RECORDED INFORMATION
- - - -

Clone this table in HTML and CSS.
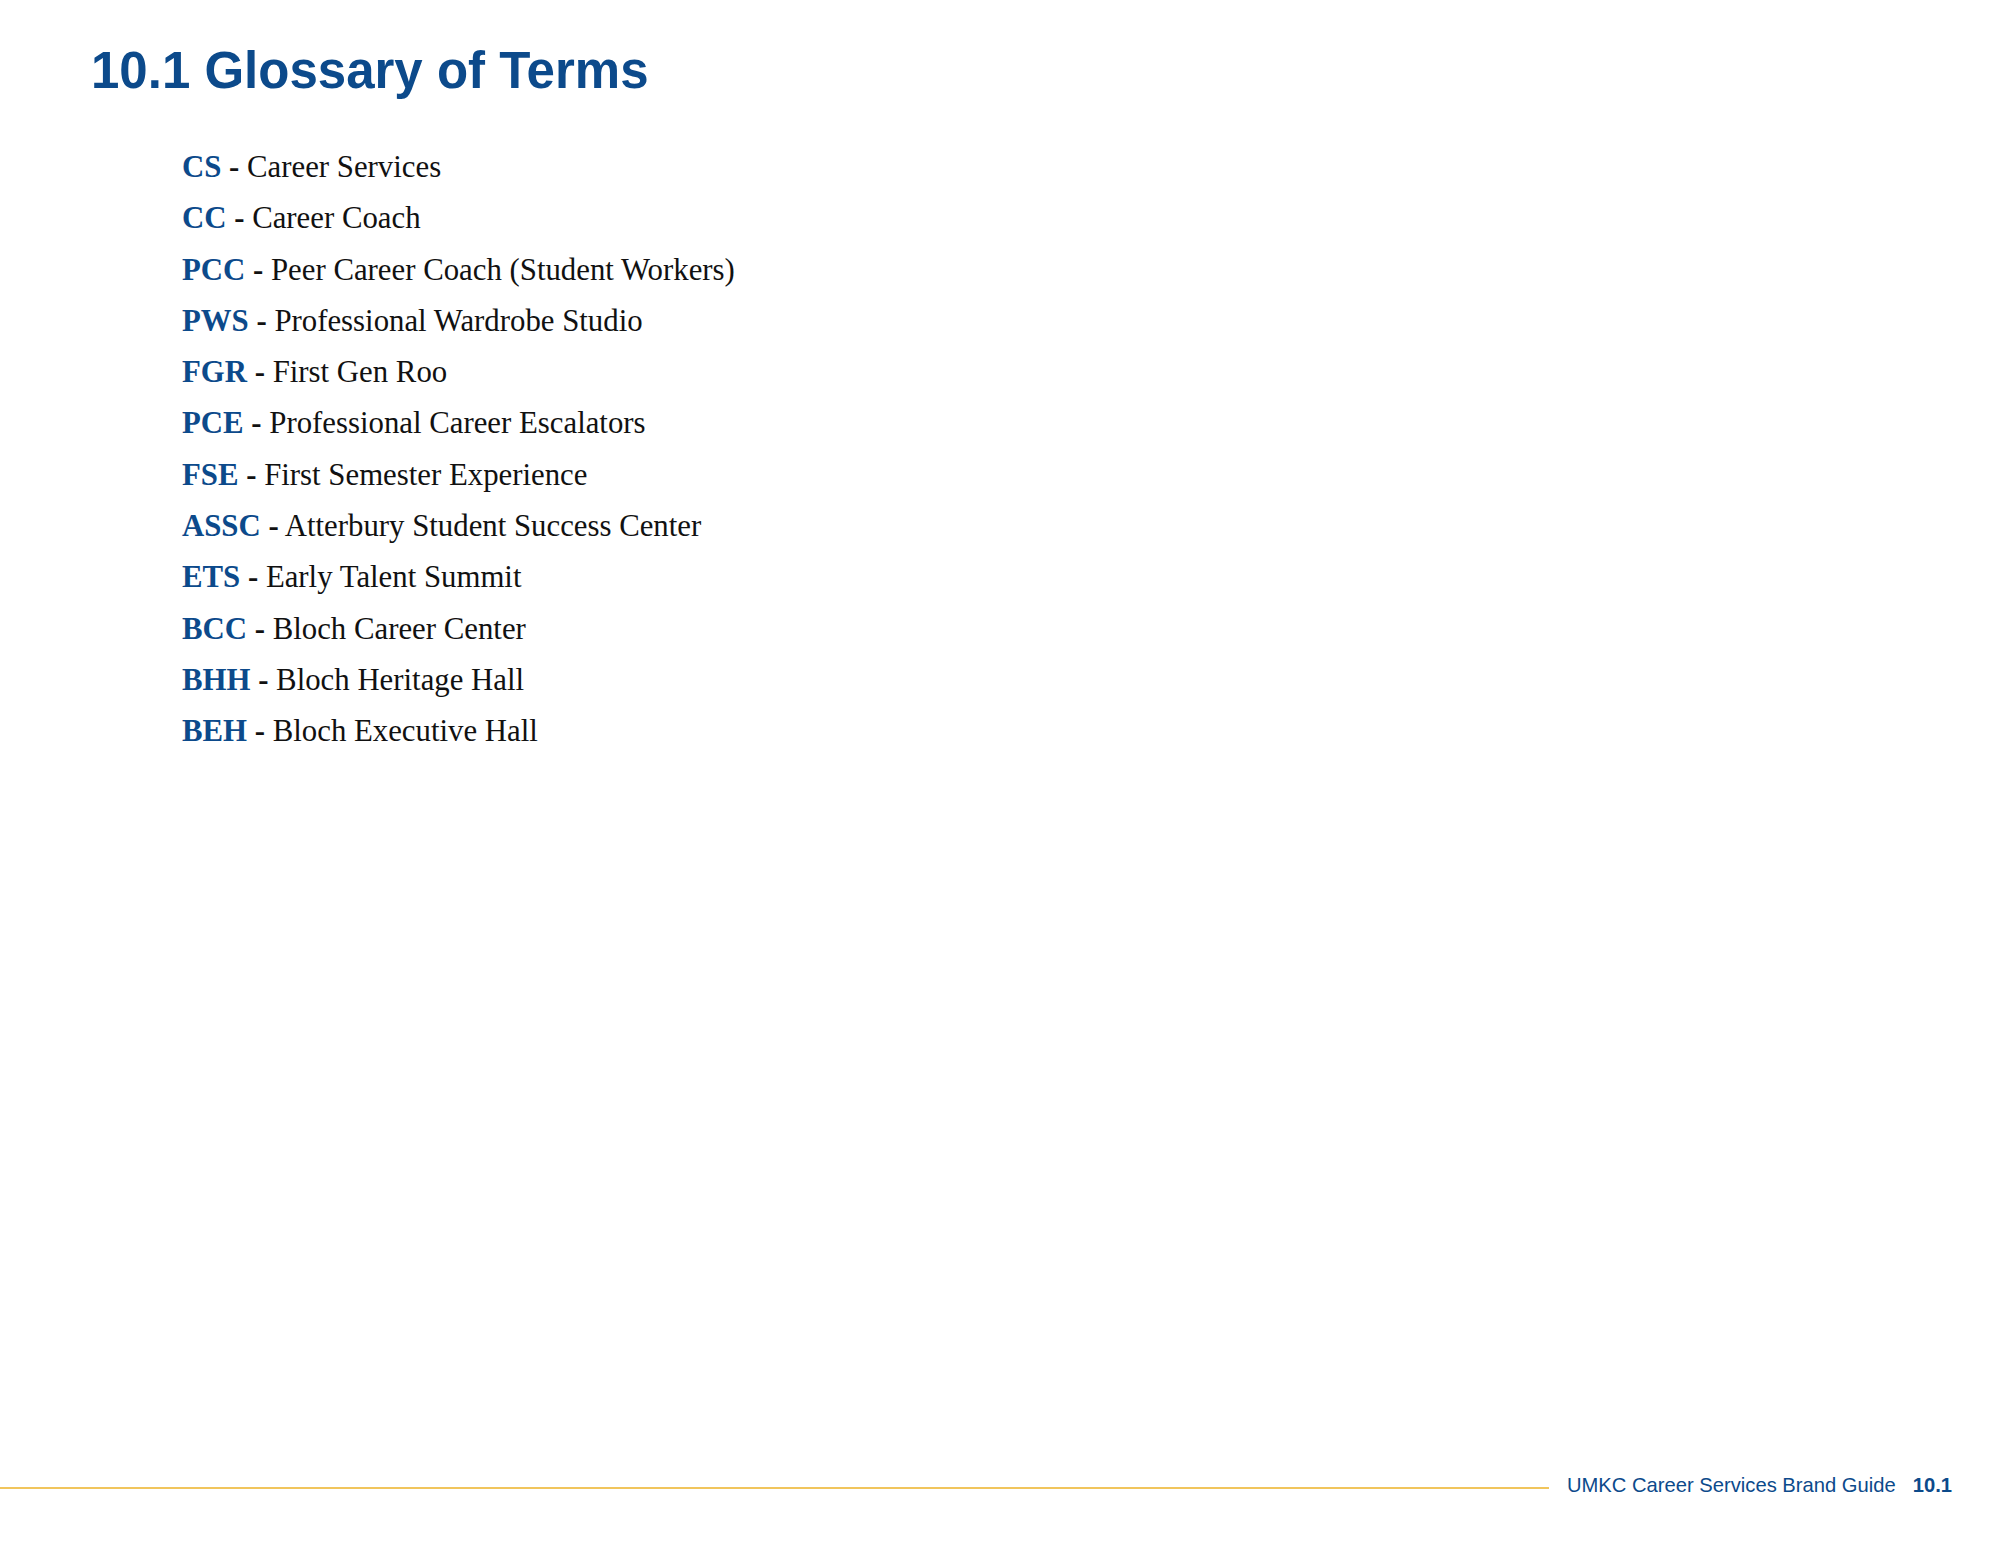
FILE: index.html
```html
<!DOCTYPE html>
<html lang="en">
<head>
<meta charset="utf-8">
<title>10.1 Glossary of Terms</title>
<link rel="stylesheet" href="styles.css">
</head>
<body>
<div class="page">
  <main class="content">
    <h1 class="title">10.1 Glossary of Terms</h1>
    <ul class="terms">
      <li><span class="abbr">CS</span> <span class="dash">-</span> Career Services</li>
      <li><span class="abbr">CC</span> <span class="dash">-</span> Career Coach</li>
      <li><span class="abbr">PCC</span> <span class="dash">-</span> Peer Career Coach (Student Workers)</li>
      <li><span class="abbr">PWS</span> <span class="dash">-</span> Professional Wardrobe Studio</li>
      <li><span class="abbr">FGR</span> <span class="dash">-</span> First Gen Roo</li>
      <li><span class="abbr">PCE</span> <span class="dash">-</span> Professional Career Escalators</li>
      <li><span class="abbr">FSE</span> <span class="dash">-</span> First Semester Experience</li>
      <li><span class="abbr">ASSC</span> <span class="dash">-</span> Atterbury Student Success Center</li>
      <li><span class="abbr">ETS</span> <span class="dash">-</span> Early Talent Summit</li>
      <li><span class="abbr">BCC</span> <span class="dash">-</span> Bloch Career Center</li>
      <li><span class="abbr">BHH</span> <span class="dash">-</span> Bloch Heritage Hall</li>
      <li><span class="abbr">BEH</span> <span class="dash">-</span> Bloch Executive Hall</li>
    </ul>
  </main>
  <footer class="footer">
    <span class="footer-rule"></span>
    <span class="footer-text">UMKC Career Services Brand Guide</span>
    <span class="footer-num">10.1</span>
  </footer>
</div>
</body>
</html>
```

FILE: styles.css
```css
html, body {
  margin: 0;
  padding: 0;
  background: #ffffff;
}

.page {
  width: 2000px;
  height: 1545px;
  display: flex;
  flex-direction: column;
  box-sizing: border-box;
  padding-bottom: 50px;
}

.content {
  flex: 1;
}

.title {
  margin: 0;
  padding: 45px 0 0 91px;
  font-family: "Liberation Sans", Arial, sans-serif;
  font-weight: bold;
  font-size: 51px;
  line-height: 51px;
  color: #0c4a8b;
}

.terms {
  list-style: none;
  margin: 46px 0 0 0;
  padding: 0 0 0 182px;
  font-family: "Liberation Serif", "Times New Roman", serif;
  font-size: 30.8px;
  line-height: 51.3px;
  color: #111111;
}

.abbr {
  color: #0c4a8b;
  font-weight: bold;
}

.dash {
  font-weight: bold;
}

.footer {
  display: flex;
  align-items: flex-start;
  height: 20px;
  padding-right: 48px;
  font-family: "Liberation Sans", Arial, sans-serif;
  font-size: 20.2px;
  line-height: 20px;
  color: #0c4a8b;
}

.footer-rule {
  flex: 1;
  height: 2px;
  margin-top: 12px;
  background: #f1c55c;
  margin-right: 18px;
}

.footer-text {
  margin-right: 17px;
}

.footer-num {
  font-weight: bold;
}
```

- - - -

WHAT NEEDS TO BE DONE
Give an exact reproduction of every line, leaving out any picture.

RESPONSE TO THE EXERCISE
Clone this table in HTML and CSS.
FILE: index.html
```html
<!DOCTYPE html>
<html lang="en">
<head>
<meta charset="utf-8">
<title>10.1 Glossary of Terms</title>
<link rel="stylesheet" href="styles.css">
</head>
<body>
<div class="page">
  <main class="content">
    <h1 class="title">10.1 Glossary of Terms</h1>
    <ul class="terms">
      <li><span class="abbr">CS</span> <span class="dash">-</span> Career Services</li>
      <li><span class="abbr">CC</span> <span class="dash">-</span> Career Coach</li>
      <li><span class="abbr">PCC</span> <span class="dash">-</span> Peer Career Coach (Student Workers)</li>
      <li><span class="abbr">PWS</span> <span class="dash">-</span> Professional Wardrobe Studio</li>
      <li><span class="abbr">FGR</span> <span class="dash">-</span> First Gen Roo</li>
      <li><span class="abbr">PCE</span> <span class="dash">-</span> Professional Career Escalators</li>
      <li><span class="abbr">FSE</span> <span class="dash">-</span> First Semester Experience</li>
      <li><span class="abbr">ASSC</span> <span class="dash">-</span> Atterbury Student Success Center</li>
      <li><span class="abbr">ETS</span> <span class="dash">-</span> Early Talent Summit</li>
      <li><span class="abbr">BCC</span> <span class="dash">-</span> Bloch Career Center</li>
      <li><span class="abbr">BHH</span> <span class="dash">-</span> Bloch Heritage Hall</li>
      <li><span class="abbr">BEH</span> <span class="dash">-</span> Bloch Executive Hall</li>
    </ul>
  </main>
  <footer class="footer">
    <span class="footer-rule"></span>
    <span class="footer-text">UMKC Career Services Brand Guide</span>
    <span class="footer-num">10.1</span>
  </footer>
</div>
</body>
</html>
```

FILE: styles.css
```css
html, body {
  margin: 0;
  padding: 0;
  background: #ffffff;
}

.page {
  width: 2000px;
  height: 1545px;
  display: flex;
  flex-direction: column;
  box-sizing: border-box;
  padding-bottom: 50px;
}

.content {
  flex: 1;
}

.title {
  margin: 0;
  padding: 45px 0 0 91px;
  font-family: "Liberation Sans", Arial, sans-serif;
  font-weight: bold;
  font-size: 51px;
  line-height: 51px;
  color: #0c4a8b;
}

.terms {
  list-style: none;
  margin: 46px 0 0 0;
  padding: 0 0 0 182px;
  font-family: "Liberation Serif", "Times New Roman", serif;
  font-size: 30.8px;
  line-height: 51.3px;
  color: #111111;
}

.abbr {
  color: #0c4a8b;
  font-weight: bold;
}

.dash {
  font-weight: bold;
}

.footer {
  display: flex;
  align-items: flex-start;
  height: 20px;
  padding-right: 48px;
  font-family: "Liberation Sans", Arial, sans-serif;
  font-size: 20.2px;
  line-height: 20px;
  color: #0c4a8b;
}

.footer-rule {
  flex: 1;
  height: 2px;
  margin-top: 12px;
  background: #f1c55c;
  margin-right: 18px;
}

.footer-text {
  margin-right: 17px;
}

.footer-num {
  font-weight: bold;
}
```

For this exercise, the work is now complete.